Former Clark County School Board member Denise Brodsky, who resigned last month to become executive director of the United Way's St. Charles Parish office near New Orleans, is safe in Baton Rouge, her husband said.

Denise Brodsky was visiting friends in northwestern Florida when New Orleans residents were ordered to evacuate Aug. 27, said her husband, Mitch Brodsky. She managed to catch a flight to Dallas, where her daughter is a senior at Southern Methodist University, but was barred from returning to the New Orleans area where she had hoped to offer assistance.

Mitch Brodsky, an engineer who has remained in Las Vegas so that the couple's youngest daughter may finish her senior year of high school at Las Vegas Academy, managed to find his wife a rental car which she drove to Baton Rouge, La. this weekend.

Brodsky, whose first day on the job was supposed to be Thursday, is hoping to return to St. Charles Parish just west of the city of New Orleans by today.

"They couldn't have offered the position to anyone more suited to handle the emergency she's a part of now," Brodsky said.

St. Charles Parish includes some areas on the east side of the Mississippi River although the bulk of the territory is rural communities on the western banks.

Mitch Brodsky said he spent a week in mid-August helping his wife move into a rented apartment on Moss Street in New Orleans.

That apartment building, located less than three miles from the Louisiana Superdome that served as the shelter of last resort for 25,000 hurricane refugees, has been destroyed, Brodsky said.

"Everything's gone," said Brodsky, an engineer. "We filled it with her stuff, furniture, even her car is gone."

But those are incidental compared with the enormous suffering of area residents and it's those individuals who have his wife's undivided attention, Brodsky said.

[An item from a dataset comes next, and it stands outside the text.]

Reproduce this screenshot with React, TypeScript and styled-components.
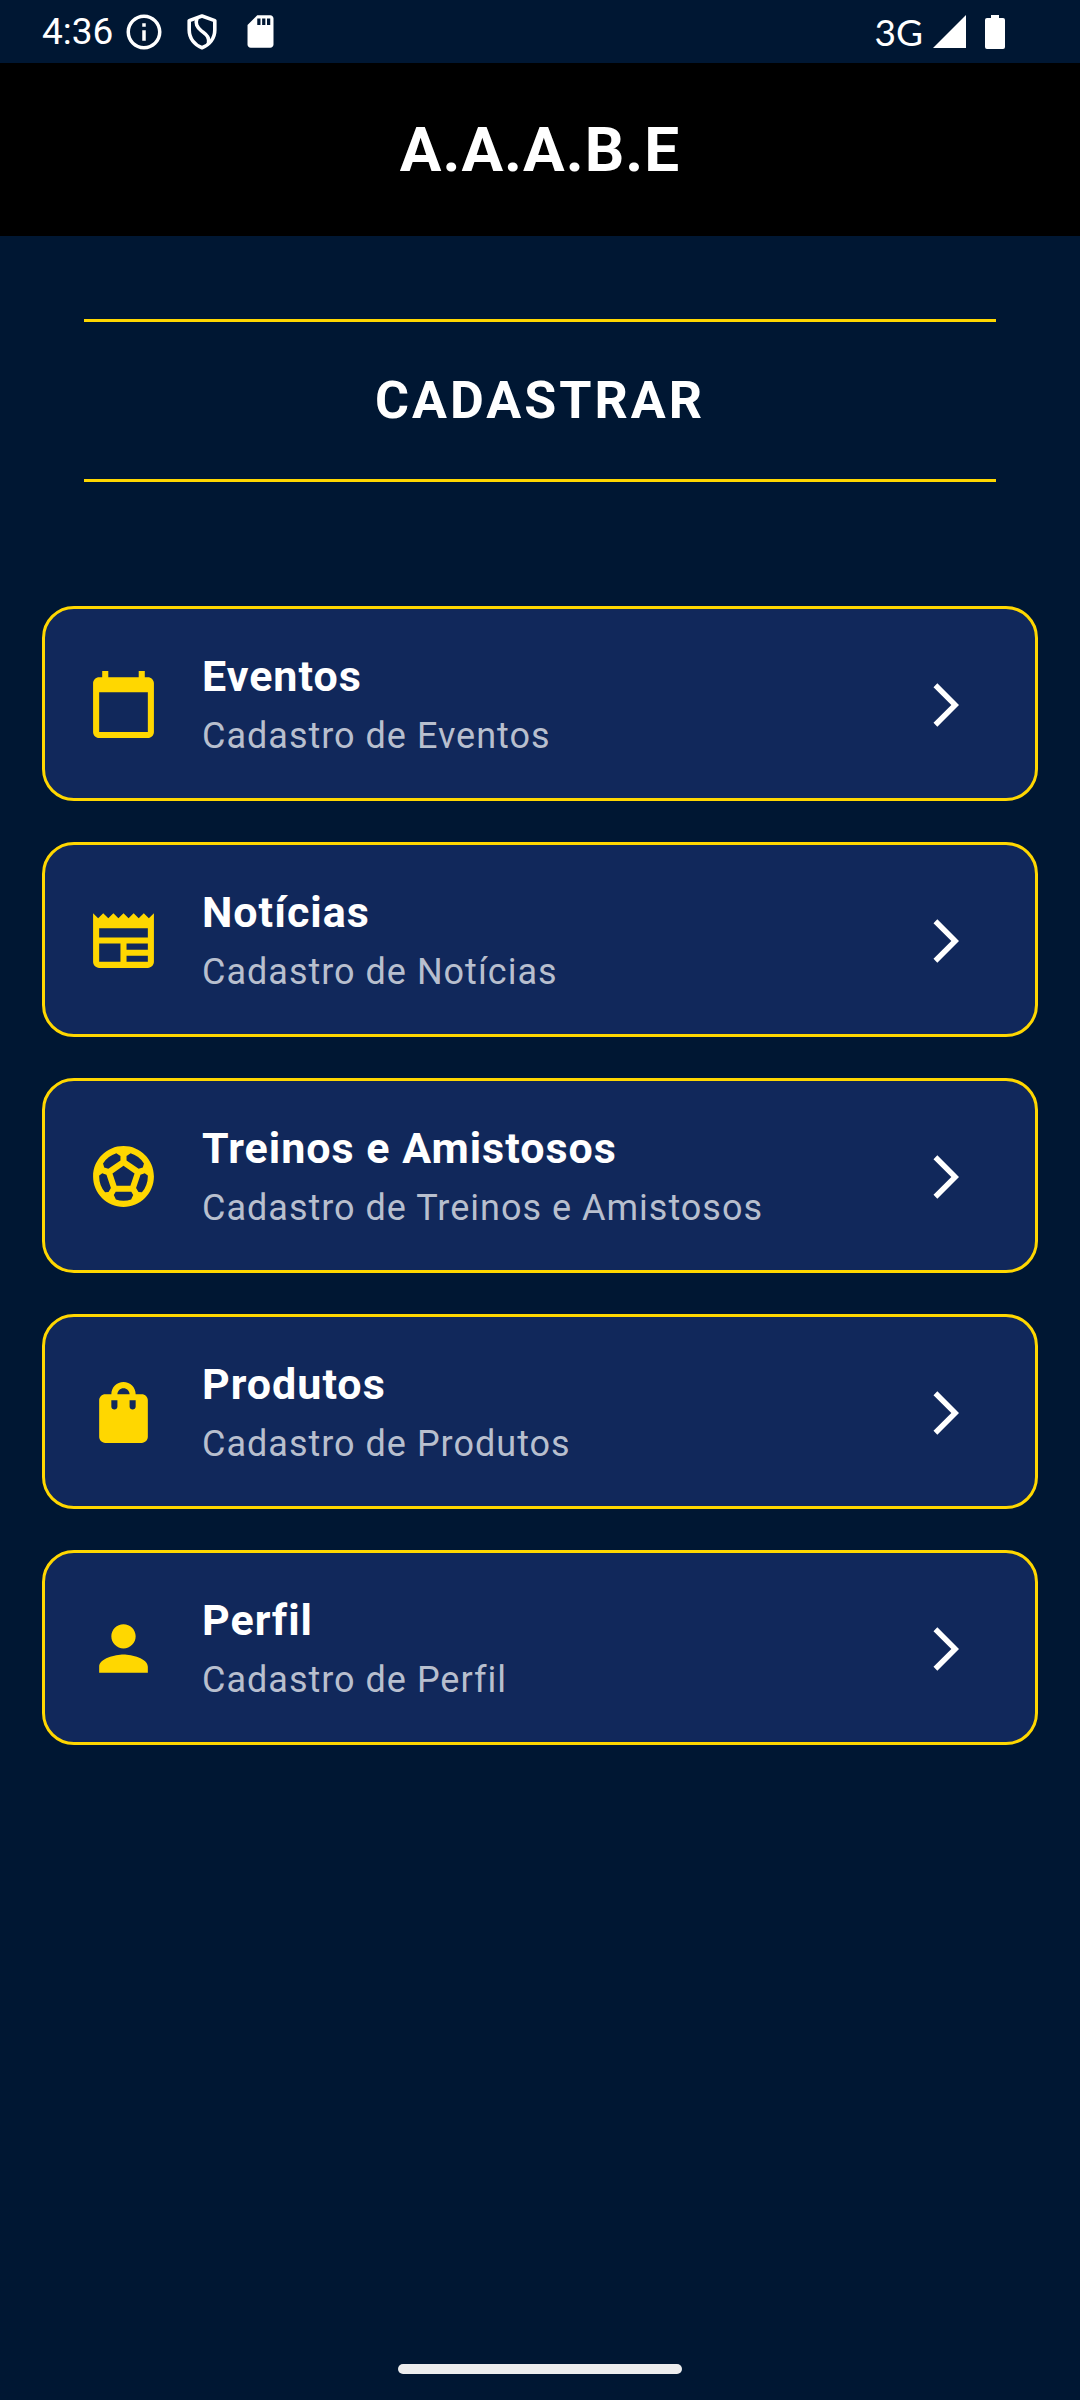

Brodsky said his wife is struggling to handle the flurry of calls from public and private entities eager to donate to the relief effort. The lack of a working phone system, and the fact that St. Charles Parish has no office to speak of, are complicating matters, Mitch Brodsky said.

To help expedite matters, Brodsky said, he plans to set up a bank account for donations to the United Way's St. Charles Parish.

Brodsky said he doesn't regret his wife's decision to take the job.

"This has been a dream of my wife's to do this for a long time, to be given this kind of responsibility," Brodsky said. "We supported her decision as a family, and now we're going going to help her move forward."